Published:  22 September, 2010

The Scottish government's plan to introduce a minimum price per unit alcoholic drinks was defeated at Holyrood today.

This is the second time the minimum price proposal has been defeated in a Scottish Parliamentary vote and shows the lack of political support for the Bill in Scotland.

It still has to go through a third vote before a final decision is reached.

The Scottish Conservatives laid an amendment to remove "indiscriminate blanket minimum pricing" of 45p a unit from the Alcohol Bill ? which was passed by five votes to three by the Health Committee.

But health secretary Nicola Sturgeon vowed to table another amendment to re-introduce minimum pricing at the third stage of the process.

Mary Scanlon, Scottish Conservative Health spokesperson and a member of the Committee, whose amendment was backed by the opposition parties, said: "Today is a step forward in the debate about how to tackle Scotland's drink problem. It is proof there is simply no political support for the SNP's blanket minimum pricing. These plans would penalise responsible drinkers, harm the Scotch whisky industry, cost jobs and is probably illegal."
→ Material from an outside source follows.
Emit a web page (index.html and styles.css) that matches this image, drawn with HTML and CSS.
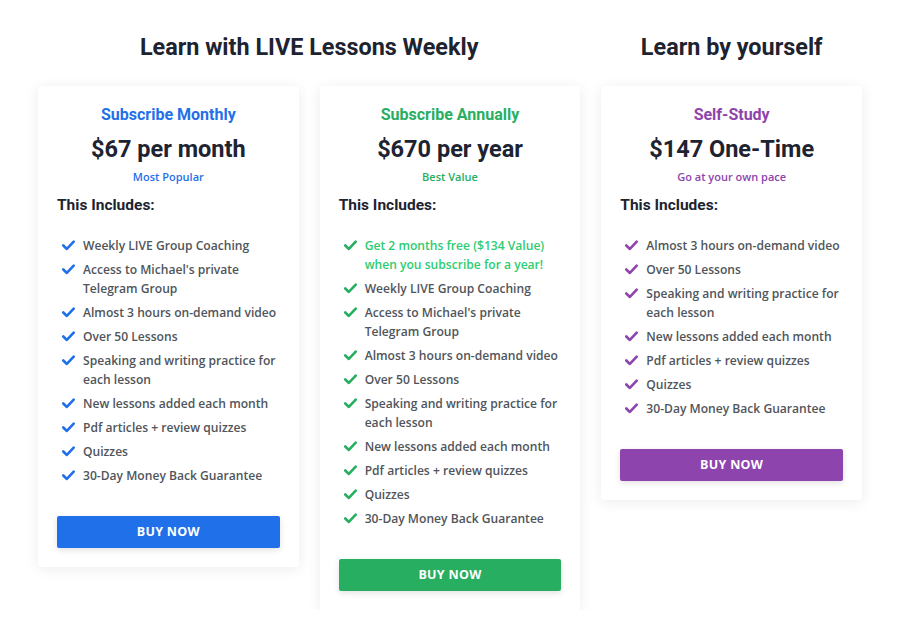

She described the SNP's move to re-introduce the minimum price at the next legislative stage as "quite simply stubbornness".

Gavin Hewitt, chief executive of the Scotch Whisky Association, said the vote sent the "clearest of signals that it is time to build consensus around alternative, more effective tax-based measures at a UK level to address alcohol misuse".

"Minimum pricing would not address alcohol harm in Scotland but would cause significant damage to Scotch whisky at home and abroad.

Instead Hewitt called for "root and branch reform" of the UK excise duty leading to a ban on alcohol sales below tax.